In statistical terms, any function that meets these
criteria would be called a "linear function". The term "linear" is
used, even though the function may not be a straight line, because if the
unknown parameters are considered to be variables and the explanatory variables
are considered to be known coefficients corresponding to those "variables",
then the problem becomes a system (usually overdetermined) of linear equations
that can be solved for the values of the unknown parameters. To differentiate
the various meanings of the word "linear", the linear models being discussed
here are often said to be "linear in the parameters" or "statistically linear".
Why "Least Squares"?
Linear least squares regression also gets its name from the way the
estimates of the unknown parameters are computed. The "method of least
squares" that is used to obtain parameter estimates was independently
developed in the late 1700's and the early 1800's by the mathematicians
Karl Friedrich Gauss, Adrien Marie Legendre and (possibly) Robert Adrain
[Stigler (1978)]
[Harter (1983)]
[Stigler (1986)]
working in Germany, France and America, respectively. In the least squares
method the unknown parameters are estimated by minimizing the sum of the
squared deviations between the data and the model. The minimization process
reduces the overdetermined system of equations formed by the data to a
sensible system of \(p\),
(where \(p\)
is the number of parameters
in the functional part of the model) equations in \(p\)
unknowns.
This new system of equations is then solved to obtain the parameter estimates.

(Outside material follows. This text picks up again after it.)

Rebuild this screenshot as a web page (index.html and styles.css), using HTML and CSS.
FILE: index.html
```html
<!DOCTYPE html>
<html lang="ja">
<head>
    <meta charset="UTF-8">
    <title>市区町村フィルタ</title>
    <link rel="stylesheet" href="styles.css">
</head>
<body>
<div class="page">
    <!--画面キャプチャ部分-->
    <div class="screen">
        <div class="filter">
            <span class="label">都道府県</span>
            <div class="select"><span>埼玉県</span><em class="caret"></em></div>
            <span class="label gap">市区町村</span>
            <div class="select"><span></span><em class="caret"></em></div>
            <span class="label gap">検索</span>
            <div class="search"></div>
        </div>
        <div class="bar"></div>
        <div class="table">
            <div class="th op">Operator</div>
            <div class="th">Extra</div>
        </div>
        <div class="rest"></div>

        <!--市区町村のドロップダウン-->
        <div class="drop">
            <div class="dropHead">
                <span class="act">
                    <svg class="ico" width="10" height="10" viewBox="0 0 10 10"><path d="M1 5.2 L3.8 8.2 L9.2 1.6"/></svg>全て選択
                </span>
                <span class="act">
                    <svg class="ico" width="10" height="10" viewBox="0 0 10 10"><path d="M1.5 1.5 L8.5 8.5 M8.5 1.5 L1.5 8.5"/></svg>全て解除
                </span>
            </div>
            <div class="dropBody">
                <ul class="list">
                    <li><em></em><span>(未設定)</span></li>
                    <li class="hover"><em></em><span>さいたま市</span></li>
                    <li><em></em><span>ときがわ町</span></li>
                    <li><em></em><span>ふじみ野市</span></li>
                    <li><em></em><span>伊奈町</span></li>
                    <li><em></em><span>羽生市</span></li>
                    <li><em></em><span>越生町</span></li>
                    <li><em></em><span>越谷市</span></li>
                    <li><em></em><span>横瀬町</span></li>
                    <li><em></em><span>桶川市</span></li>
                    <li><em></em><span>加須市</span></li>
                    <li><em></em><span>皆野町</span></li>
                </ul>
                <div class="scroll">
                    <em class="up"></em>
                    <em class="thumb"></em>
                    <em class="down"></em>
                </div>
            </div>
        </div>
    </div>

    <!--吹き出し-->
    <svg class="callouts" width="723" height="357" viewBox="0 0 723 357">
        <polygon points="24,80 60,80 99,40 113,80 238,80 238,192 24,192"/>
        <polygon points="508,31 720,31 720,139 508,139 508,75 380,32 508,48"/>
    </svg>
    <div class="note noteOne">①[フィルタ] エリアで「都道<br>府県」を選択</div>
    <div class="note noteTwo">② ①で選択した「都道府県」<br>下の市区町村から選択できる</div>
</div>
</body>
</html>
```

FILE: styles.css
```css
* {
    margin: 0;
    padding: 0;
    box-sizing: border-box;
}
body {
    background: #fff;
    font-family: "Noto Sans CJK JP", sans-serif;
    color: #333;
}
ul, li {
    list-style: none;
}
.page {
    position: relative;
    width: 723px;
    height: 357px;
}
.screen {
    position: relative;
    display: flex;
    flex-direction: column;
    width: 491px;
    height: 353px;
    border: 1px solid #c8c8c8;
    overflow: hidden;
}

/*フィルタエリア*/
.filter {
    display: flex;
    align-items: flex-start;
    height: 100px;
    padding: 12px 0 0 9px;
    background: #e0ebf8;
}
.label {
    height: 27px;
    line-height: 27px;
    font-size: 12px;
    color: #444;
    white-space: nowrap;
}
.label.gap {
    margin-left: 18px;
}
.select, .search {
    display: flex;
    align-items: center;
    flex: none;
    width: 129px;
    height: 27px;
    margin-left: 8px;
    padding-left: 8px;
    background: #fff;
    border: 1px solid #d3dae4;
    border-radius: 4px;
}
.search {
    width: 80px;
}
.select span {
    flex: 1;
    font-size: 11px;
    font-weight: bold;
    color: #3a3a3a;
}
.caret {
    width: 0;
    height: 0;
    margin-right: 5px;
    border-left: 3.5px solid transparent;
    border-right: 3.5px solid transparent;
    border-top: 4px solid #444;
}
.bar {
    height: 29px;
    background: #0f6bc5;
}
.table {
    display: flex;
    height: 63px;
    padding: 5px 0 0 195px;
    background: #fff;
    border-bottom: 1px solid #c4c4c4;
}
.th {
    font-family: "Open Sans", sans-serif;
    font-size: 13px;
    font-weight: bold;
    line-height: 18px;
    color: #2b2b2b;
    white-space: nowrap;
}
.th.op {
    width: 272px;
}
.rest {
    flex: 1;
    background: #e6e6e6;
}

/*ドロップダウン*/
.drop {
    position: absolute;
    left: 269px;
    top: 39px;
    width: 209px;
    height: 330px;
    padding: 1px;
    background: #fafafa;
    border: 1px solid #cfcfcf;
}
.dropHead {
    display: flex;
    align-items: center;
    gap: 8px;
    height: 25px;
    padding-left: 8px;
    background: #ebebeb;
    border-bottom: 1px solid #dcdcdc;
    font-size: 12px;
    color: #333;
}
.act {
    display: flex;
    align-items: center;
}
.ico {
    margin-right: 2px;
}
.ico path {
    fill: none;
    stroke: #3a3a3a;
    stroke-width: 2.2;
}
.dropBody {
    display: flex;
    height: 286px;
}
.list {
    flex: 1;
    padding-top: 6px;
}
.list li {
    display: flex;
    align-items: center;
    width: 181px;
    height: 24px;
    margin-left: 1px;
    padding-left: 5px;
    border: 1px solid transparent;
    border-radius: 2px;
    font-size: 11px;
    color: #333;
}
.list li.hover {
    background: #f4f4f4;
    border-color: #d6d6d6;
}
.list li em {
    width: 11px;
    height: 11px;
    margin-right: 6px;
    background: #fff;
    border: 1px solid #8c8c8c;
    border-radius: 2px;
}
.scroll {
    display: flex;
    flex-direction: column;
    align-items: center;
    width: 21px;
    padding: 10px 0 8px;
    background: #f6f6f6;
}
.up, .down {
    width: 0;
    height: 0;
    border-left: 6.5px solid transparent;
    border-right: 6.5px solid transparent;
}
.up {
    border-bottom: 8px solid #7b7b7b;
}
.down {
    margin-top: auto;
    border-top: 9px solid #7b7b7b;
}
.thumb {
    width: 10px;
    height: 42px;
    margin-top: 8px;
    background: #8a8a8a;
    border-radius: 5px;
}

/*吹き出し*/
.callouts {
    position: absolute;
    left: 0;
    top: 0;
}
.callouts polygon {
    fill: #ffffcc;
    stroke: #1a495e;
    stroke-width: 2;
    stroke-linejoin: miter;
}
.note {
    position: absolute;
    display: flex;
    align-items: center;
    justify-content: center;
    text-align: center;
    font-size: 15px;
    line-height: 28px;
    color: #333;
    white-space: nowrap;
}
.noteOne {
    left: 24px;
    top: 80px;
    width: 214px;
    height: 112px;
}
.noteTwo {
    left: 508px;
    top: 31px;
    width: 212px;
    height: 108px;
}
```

To learn more about how the method of least squares is used to estimate the
parameters, see
Section 4.4.3.1.
Examples of Linear Functions
As just mentioned above, linear models are not limited to being straight lines
or planes, but include a fairly wide range of shapes. For example, a simple
quadratic curve,
$$ f(x;\vec{\beta}) = \beta_0 + \beta_1x + \beta_{11}x^2 ,円 ,$$
is linear in the statistical sense. A straight-line model in
\(\log(x)\),
$$ f(x;\vec{\beta}) = \beta_0 + \beta_1\ln(x) ,円 , $$
or a polynomial in \(\sin(x)\),
$$ f(x;\vec{\beta}) = \beta_0 + \beta_1\sin(x) + \beta_2\sin(2x) + \beta_3\sin(3x) ,円 , $$
is also linear in the statistical sense because they are linear in the
parameters, though not with respect to the
observed explanatory variable, \(x\).
Nonlinear Model Example
Just as models that are linear in the statistical sense do not
have to be linear with respect to the explanatory variables, nonlinear
models can be linear with respect to the explanatory variables, but
not with respect to the parameters. For example,
$$ f(x;\vec{\beta}) = \beta_0 + \beta_0\beta_1x $$
is linear in \(x\),
but it cannot be written in the general form of a linear model presented
above. This
is because the slope of this line is expressed as the product of two
parameters. As a result, nonlinear least squares regression could be
used to fit this model, but linear least squares cannot be used. For further
examples and discussion of nonlinear models see the next section,
Section 4.1.4.2.
Advantages of Linear Least Squares
Linear least squares regression has earned its place as the primary tool
for process modeling because of its effectiveness and completeness.
Though there are types of data that are better described by functions
that are nonlinear in the parameters, many processes in science and
engineering are well-described by linear models. This is because
either the processes are inherently linear or because, over short ranges, any process
can be well-approximated by a linear model.
The estimates of the unknown parameters obtained from linear least squares
regression are the optimal estimates from a broad class of possible
parameter estimates under the usual assumptions used for process modeling.
Practically speaking, linear least squares regression makes very efficient
use of the data. Good results can be obtained with relatively small data sets.
Finally, the theory associated with linear regression
is well-understood and allows for construction of different types of
easily-interpretable statistical intervals for predictions, calibrations,
and optimizations. These statistical intervals can then be used
to give clear answers to scientific and engineering questions.
Disadvantages of Linear Least Squares
The main disadvantages of linear least squares are limitations in the shapes
that linear models can assume over long ranges, possibly poor extrapolation
properties, and sensitivity to outliers.
Linear models with nonlinear terms in the predictor variables curve relatively slowly, so for
inherently nonlinear processes it becomes increasingly difficult to find
a linear model that fits the data well as the range of the data increases.
As the explanatory variables become extreme, the output of the linear model will
also always more extreme. This means that linear models
may not be effective for extrapolating the results of a process for which data
cannot be collected in the region of interest. Of course extrapolation is
potentially dangerous regardless of the model type.
Finally, while the method of least squares
often gives optimal estimates of the unknown parameters, it is very sensitive
to the presence of unusual data points in the data used to fit a model. One or
two outliers can sometimes seriously skew the results of a least squares
analysis. This makes
model validation,
especially with respect to outliers,
critical to obtaining sound answers to the questions motivating the construction
of the model.